Data extracted from a collection ▸

•••

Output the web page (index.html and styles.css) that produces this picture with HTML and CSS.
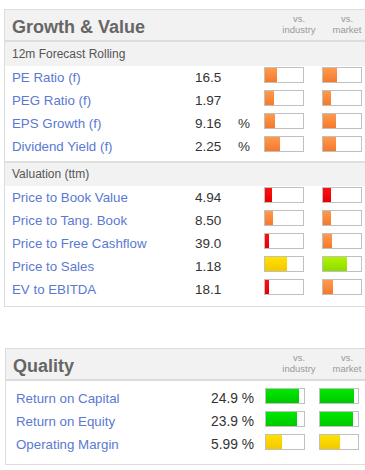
FILE: index.html
```html
<!DOCTYPE html>
<html>
<head>
<meta charset="utf-8">
<link rel="stylesheet" href="styles.css">
</head>
<body>
<section class="panel panel-gv">
  <div class="head">
    <h2 class="title">Growth &amp; Value</h2>
    <div class="vs">vs.<br>industry</div>
    <div class="vs">vs.<br>market</div>
  </div>
  <div class="sub sub-first">12m Forecast Rolling</div>
  <div class="rows">
    <div class="row"><span class="lbl">PE Ratio (f)</span><span class="val">16.5</span><span class="pct"></span><span class="bar"><i class="fill orange" style="width:12px"></i></span><span class="bar"><i class="fill orange" style="width:14px"></i></span></div>
    <div class="row"><span class="lbl">PEG Ratio (f)</span><span class="val">1.97</span><span class="pct"></span><span class="bar"><i class="fill orange" style="width:9px"></i></span><span class="bar"><i class="fill orange" style="width:8px"></i></span></div>
    <div class="row"><span class="lbl">EPS Growth (f)</span><span class="val">9.16</span><span class="pct">%</span><span class="bar"><i class="fill orange" style="width:10px"></i></span><span class="bar"><i class="fill orange" style="width:13px"></i></span></div>
    <div class="row"><span class="lbl">Dividend Yield (f)</span><span class="val">2.25</span><span class="pct">%</span><span class="bar"><i class="fill orange" style="width:15px"></i></span><span class="bar"><i class="fill orange" style="width:13px"></i></span></div>
  </div>
  <div class="sub sub-second">Valuation (ttm)</div>
  <div class="rows rows-last">
    <div class="row"><span class="lbl">Price to Book Value</span><span class="val">4.94</span><span class="pct"></span><span class="bar"><i class="fill red" style="width:7px"></i></span><span class="bar"><i class="fill red" style="width:8px"></i></span></div>
    <div class="row"><span class="lbl">Price to Tang. Book</span><span class="val">8.50</span><span class="pct"></span><span class="bar"><i class="fill orange" style="width:8px"></i></span><span class="bar"><i class="fill orange" style="width:8px"></i></span></div>
    <div class="row"><span class="lbl">Price to Free Cashflow</span><span class="val">39.0</span><span class="pct"></span><span class="bar"><i class="fill red" style="width:4px"></i></span><span class="bar"><i class="fill orange" style="width:9px"></i></span></div>
    <div class="row"><span class="lbl">Price to Sales</span><span class="val">1.18</span><span class="pct"></span><span class="bar"><i class="fill yellow" style="width:22px"></i></span><span class="bar"><i class="fill lime" style="width:24px"></i></span></div>
    <div class="row"><span class="lbl">EV to EBITDA</span><span class="val">18.1</span><span class="pct"></span><span class="bar"><i class="fill red" style="width:4px"></i></span><span class="bar"><i class="fill orange" style="width:10px"></i></span></div>
  </div>
</section>

<section class="panel panel-q">
  <div class="head">
    <h2 class="title">Quality</h2>
    <div class="vs">vs.<br>industry</div>
    <div class="vs">vs.<br>market</div>
  </div>
  <div class="rows qrows">
    <div class="qrow"><span class="lbl">Return on Capital</span><span class="val">24.9 %</span><span class="bar"><i class="fill green" style="width:33px"></i></span><span class="bar"><i class="fill green" style="width:34px"></i></span></div>
    <div class="qrow"><span class="lbl">Return on Equity</span><span class="val">23.9 %</span><span class="bar"><i class="fill green" style="width:31px"></i></span><span class="bar"><i class="fill green" style="width:33px"></i></span></div>
    <div class="qrow"><span class="lbl">Operating Margin</span><span class="val">5.99 %</span><span class="bar"><i class="fill yellow" style="width:16px"></i></span><span class="bar"><i class="fill yellow" style="width:20px"></i></span></div>
  </div>
</section>
</body>
</html>
```

FILE: styles.css
```css
html, body {
  overflow: hidden;
}
body {
  margin: 0;
  background: #fff;
  font-family: "Liberation Sans", Arial, sans-serif;
}
.panel {
  box-sizing: border-box;
  width: 364px;
  border: 1px solid #dcdcdc;
  background: #fff;
}
.panel-gv {
  margin: 9px 0 0 4px;
}
.panel-q {
  margin: 41px 0 0 5px;
}
.head {
  display: flex;
  align-items: flex-start;
  height: 30px;
  background: #f2f2f2;
  border-bottom: 2px solid #dcdcdc;
  padding-left: 7px;
}
.panel-q .head {
  padding-right: 1px;
}
.title {
  flex: 1;
  margin: 0;
  padding-top: 6px;
  font-size: 18px;
  line-height: 22px;
  font-weight: bold;
  color: #666;
}
.vs {
  width: 40px;
  margin-left: 8px;
  padding-top: 3px;
  text-align: center;
  font-size: 9.5px;
  line-height: 11px;
  color: #999;
}
.sub {
  background: #f2f2f2;
  padding-left: 7px;
  font-size: 12px;
  color: #555;
}
.sub-first {
  height: 24px;
  line-height: 24px;
}
.sub-second {
  height: 23px;
  line-height: 23px;
  border-top: 2px solid #dfdfdf;
  margin-top: 3px;
}
.rows-last {
  padding-bottom: 5px;
}
.row {
  display: grid;
  grid-template-columns: 183px 43px 26px 58px 40px;
  height: 23px;
  padding-left: 7px;
  line-height: 23px;
  font-size: 13.3px;
}
.qrows {
  padding: 6px 0 8px;
}
.qrow {
  display: grid;
  grid-template-columns: 184px 54px 65px 40px;
  height: 23px;
  padding-left: 10px;
  line-height: 23px;
  font-size: 13.3px;
}
.qrow .val {
  text-align: right;
  font-size: 13.8px;
}
.qrow .bar:nth-child(3) {
  margin-left: 11px;
}
.lbl {
  color: #5a79d2;
  white-space: nowrap;
}
.val, .pct {
  color: #333;
  font-size: 13.5px;
}
.bar {
  box-sizing: border-box;
  display: block;
  width: 40px;
  height: 16px;
  margin-top: 1px;
  border: 1px solid #c0c0c0;
  background: #fff;
}
.fill {
  display: block;
  height: 14px;
}
.orange { background: linear-gradient(#ff9a4e, #f5792c); }
.red { background: linear-gradient(#ff1010, #e80000); }
.yellow { background: linear-gradient(#ffe200, #f3c800); }
.lime { background: linear-gradient(#b2f400, #8cdc00); }
.green { background: linear-gradient(#00e800, #00c800); }
```
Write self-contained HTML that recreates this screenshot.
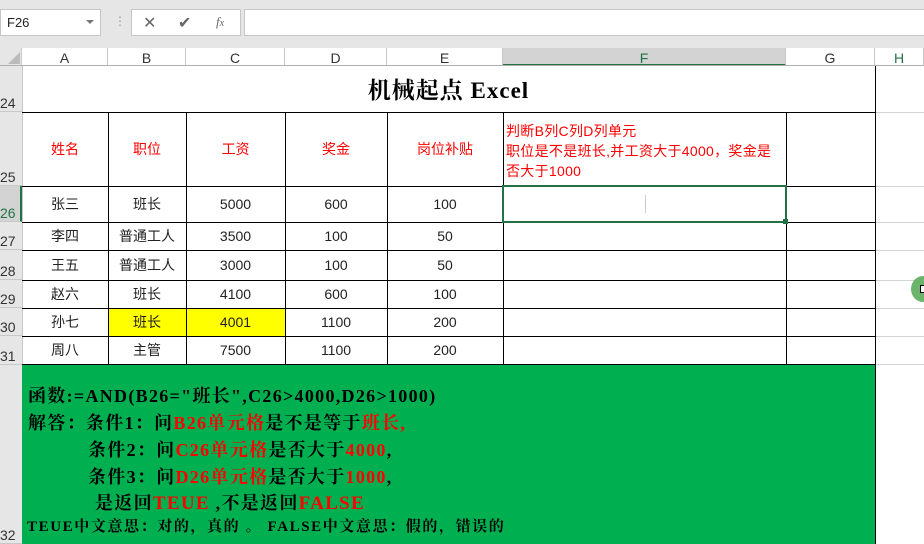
<!DOCTYPE html>
<html><head><meta charset="utf-8"><style>
*{margin:0;padding:0;box-sizing:border-box}
body{width:924px;height:544px;overflow:hidden;background:#fff;position:relative;font-family:"Liberation Sans","Noto Sans CJK SC",sans-serif}
.a{position:absolute}
.hl{position:absolute;height:1px;background:#000}
.vl{position:absolute;width:1px;background:#000}
.ch{position:absolute;top:48px;height:18px;font-size:14px;color:#333;text-align:center;line-height:20px;border-right:1px solid #c8c8c8}
.rh{position:absolute;left:0;width:22px;font-size:14px;color:#333;border-bottom:1px solid #c8c8c8;background:#e6e6e6;display:flex;align-items:flex-end;padding-left:0px;line-height:16px}
.c{position:absolute;font-size:14px;text-align:center;display:flex;align-items:center;justify-content:center;color:#222}
.g{position:absolute;font-family:"Liberation Serif","Noto Serif CJK SC",serif;font-weight:bold;font-size:18px;letter-spacing:1.3px;color:#000;white-space:nowrap}
.r{color:#f00}
</style></head><body>
<div class="a" style="left:0;top:0;width:924px;height:48px;background:#e6e6e6"></div>
<div class="a" style="left:0;top:9px;width:101px;height:27px;background:#fff;border:1px solid #c6c6c6;font-size:13px;line-height:25px;padding-left:6px;color:#222">F26</div>
<div class="a" style="left:86px;top:20px;width:0;height:0;border-left:4px solid transparent;border-right:4px solid transparent;border-top:4px solid #777"></div>
<div class="a" style="left:114px;top:14px;color:#999;font-size:12px">⋮</div>
<div class="a" style="left:131px;top:9px;width:110px;height:27px;background:#fff;border:1px solid #c6c6c6"></div>
<div class="a" style="left:143px;top:13px;color:#666;font-size:16px">✕</div>
<div class="a" style="left:178px;top:13px;color:#666;font-size:16px">✔</div>
<div class="a" style="left:216px;top:14px;color:#666;font-size:13px;font-style:italic;font-family:'Liberation Serif',serif">f<span style="font-size:10px">x</span></div>
<div class="a" style="left:244px;top:9px;width:690px;height:27px;background:#fff;border:1px solid #c6c6c6"></div>
<div class="a" style="left:0;top:48px;width:22px;height:18px;background:#e6e6e6;border-right:1px solid #c8c8c8"></div>
<div class="a" style="left:8px;top:52px;width:0;height:0;border-left:12px solid transparent;border-bottom:12px solid #bbb"></div>
<div class="ch" style="left:22px;width:86px">A</div>
<div class="ch" style="left:108px;width:78px">B</div>
<div class="ch" style="left:186px;width:99px">C</div>
<div class="ch" style="left:285px;width:102px">D</div>
<div class="ch" style="left:387px;width:116px">E</div>
<div class="ch" style="left:503px;width:283px;background:#d3d3d3;border-bottom:2px solid #217346;color:#217346">F</div>
<div class="ch" style="left:786px;width:89px">G</div>
<div class="ch" style="left:875px;width:49px;color:#217346">H</div>
<div class="a" style="left:0;top:65px;width:924px;height:1px;background:#b0b0b0"></div>
<div class="rh" style="top:66px;height:46px">24</div>
<div class="rh" style="top:112px;height:74px">25</div>
<div class="rh" style="top:186px;height:36px;background:#d3d3d3;color:#217346;border-right:2px solid #217346">26</div>
<div class="rh" style="top:222px;height:28px">27</div>
<div class="rh" style="top:250px;height:30px">28</div>
<div class="rh" style="top:280px;height:28px">29</div>
<div class="rh" style="top:308px;height:28px">30</div>
<div class="rh" style="top:336px;height:29px">31</div>
<div class="rh" style="top:365px;height:179px">32</div>
<div class="a" style="left:22px;top:66px;width:1px;height:478px;background:#c8c8c8"></div>
<div class="a" style="left:876px;top:112px;width:48px;height:1px;background:#d4d4d4"></div>
<div class="a" style="left:876px;top:186px;width:48px;height:1px;background:#d4d4d4"></div>
<div class="a" style="left:876px;top:222px;width:48px;height:1px;background:#d4d4d4"></div>
<div class="a" style="left:876px;top:250px;width:48px;height:1px;background:#d4d4d4"></div>
<div class="a" style="left:876px;top:280px;width:48px;height:1px;background:#d4d4d4"></div>
<div class="a" style="left:876px;top:308px;width:48px;height:1px;background:#d4d4d4"></div>
<div class="a" style="left:876px;top:336px;width:48px;height:1px;background:#d4d4d4"></div>
<div class="a" style="left:876px;top:364px;width:48px;height:1px;background:#d4d4d4"></div>
<div class="a" style="left:22px;top:72px;width:853px;text-align:center;font-family:'Liberation Serif','Noto Serif CJK SC',serif;font-weight:bold;font-size:23px;letter-spacing:1px">机械起点 Excel</div>
<div class="a" style="left:108px;top:308px;width:177px;height:28px;background:#ff0"></div>
<div class="a" style="left:22px;top:364px;width:853px;height:180px;background:#00b050"></div>
<div class="hl" style="left:22px;top:112px;width:854px"></div>
<div class="hl" style="left:22px;top:186px;width:854px"></div>
<div class="hl" style="left:22px;top:222px;width:854px"></div>
<div class="hl" style="left:22px;top:250px;width:854px"></div>
<div class="hl" style="left:22px;top:280px;width:854px"></div>
<div class="hl" style="left:22px;top:308px;width:854px"></div>
<div class="hl" style="left:22px;top:336px;width:854px"></div>
<div class="hl" style="left:22px;top:364px;width:854px"></div>
<div class="vl" style="left:875px;top:66px;height:478px"></div>
<div class="vl" style="left:108px;top:112px;height:252px"></div>
<div class="vl" style="left:186px;top:112px;height:252px"></div>
<div class="vl" style="left:285px;top:112px;height:252px"></div>
<div class="vl" style="left:387px;top:112px;height:252px"></div>
<div class="vl" style="left:503px;top:112px;height:252px"></div>
<div class="vl" style="left:786px;top:112px;height:252px"></div>
<div class="a" style="left:502px;top:185px;width:285px;height:38px;border:2px solid #217346"></div>
<div class="a" style="left:783px;top:219px;width:5px;height:5px;background:#217346"></div>
<div class="a" style="left:645px;top:195px;width:1px;height:18px;background:#ccc"></div>
<div class="c" style="left:22px;top:112px;width:86px;height:74px;color:#f00">姓名</div>
<div class="c" style="left:108px;top:112px;width:78px;height:74px;color:#f00">职位</div>
<div class="c" style="left:186px;top:112px;width:99px;height:74px;color:#f00">工资</div>
<div class="c" style="left:285px;top:112px;width:102px;height:74px;color:#f00">奖金</div>
<div class="c" style="left:387px;top:112px;width:116px;height:74px;color:#f00">岗位补贴</div>
<div class="a" style="left:506px;top:121px;width:277px;font-size:14px;line-height:20px;color:#f00;letter-spacing:0.3px">判断B列C列D列单元<br>职位是不是班长,并工资大于4000，奖金是否大于1000</div>
<div class="c" style="left:22px;top:186px;width:86px;height:36px">张三</div><div class="c" style="left:108px;top:186px;width:78px;height:36px">班长</div><div class="c" style="left:186px;top:186px;width:99px;height:36px">5000</div><div class="c" style="left:285px;top:186px;width:102px;height:36px">600</div><div class="c" style="left:387px;top:186px;width:116px;height:36px">100</div>
<div class="c" style="left:22px;top:222px;width:86px;height:28px">李四</div><div class="c" style="left:108px;top:222px;width:78px;height:28px">普通工人</div><div class="c" style="left:186px;top:222px;width:99px;height:28px">3500</div><div class="c" style="left:285px;top:222px;width:102px;height:28px">100</div><div class="c" style="left:387px;top:222px;width:116px;height:28px">50</div>
<div class="c" style="left:22px;top:250px;width:86px;height:30px">王五</div><div class="c" style="left:108px;top:250px;width:78px;height:30px">普通工人</div><div class="c" style="left:186px;top:250px;width:99px;height:30px">3000</div><div class="c" style="left:285px;top:250px;width:102px;height:30px">100</div><div class="c" style="left:387px;top:250px;width:116px;height:30px">50</div>
<div class="c" style="left:22px;top:280px;width:86px;height:28px">赵六</div><div class="c" style="left:108px;top:280px;width:78px;height:28px">班长</div><div class="c" style="left:186px;top:280px;width:99px;height:28px">4100</div><div class="c" style="left:285px;top:280px;width:102px;height:28px">600</div><div class="c" style="left:387px;top:280px;width:116px;height:28px">100</div>
<div class="c" style="left:22px;top:308px;width:86px;height:28px">孙七</div><div class="c" style="left:108px;top:308px;width:78px;height:28px">班长</div><div class="c" style="left:186px;top:308px;width:99px;height:28px">4001</div><div class="c" style="left:285px;top:308px;width:102px;height:28px">1100</div><div class="c" style="left:387px;top:308px;width:116px;height:28px">200</div>
<div class="c" style="left:22px;top:336px;width:86px;height:28px">周八</div><div class="c" style="left:108px;top:336px;width:78px;height:28px">主管</div><div class="c" style="left:186px;top:336px;width:99px;height:28px">7500</div><div class="c" style="left:285px;top:336px;width:102px;height:28px">1100</div><div class="c" style="left:387px;top:336px;width:116px;height:28px">200</div>
<div class="g" style="left:28px;top:382px">函数:=AND(B26="班长",C26&gt;4000,D26&gt;1000)</div>
<div class="g" style="left:28px;top:409px">解答：条件1：问<span class="r">B26单元格</span>是不是等于<span class="r">班长,</span></div>
<div class="g" style="left:88px;top:436px">条件2：问<span class="r">C26单元格</span>是否大于<span class="r">4000</span>,</div>
<div class="g" style="left:88px;top:463px">条件3：问<span class="r">D26单元格</span>是否大于<span class="r">1000</span>,</div>
<div class="g" style="left:95px;top:489px">是返回<span class="r" style="font-size:19px">TEUE</span> ,不是返回<span class="r" style="font-size:19px">FALSE</span></div>
<div class="g" style="left:27px;top:515px;font-size:15px;letter-spacing:1.6px">TEUE中文意思：对的，真的 。 FALSE中文意思：假的，错误的</div>
<div class="a" style="left:911px;top:276px;width:24px;height:26px;border-radius:50%;background:#6cb46c"></div>
<div class="a" style="left:920px;top:285px;width:6px;height:8px;background:#fff;border:1px solid #000"></div>
</body></html>
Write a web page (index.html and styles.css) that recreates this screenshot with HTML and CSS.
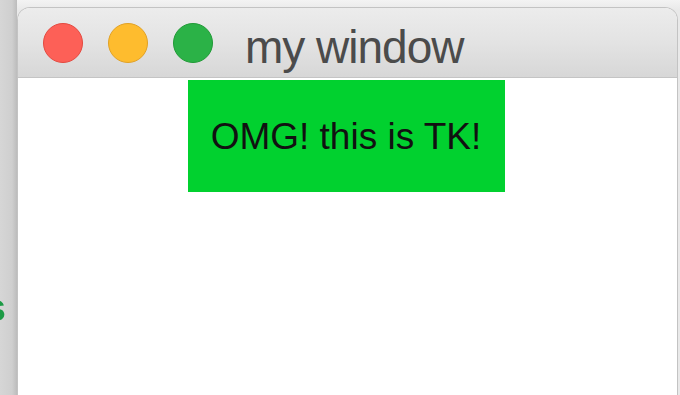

•••

The task ▸
Using the records above, copy every line that has the word "with" in it.

Exercise response ▸
Output the web page (index.html and styles.css) that produces this picture with HTML and CSS.
Write a web page (index.html and styles.css) that recreates this screenshot with HTML and CSS.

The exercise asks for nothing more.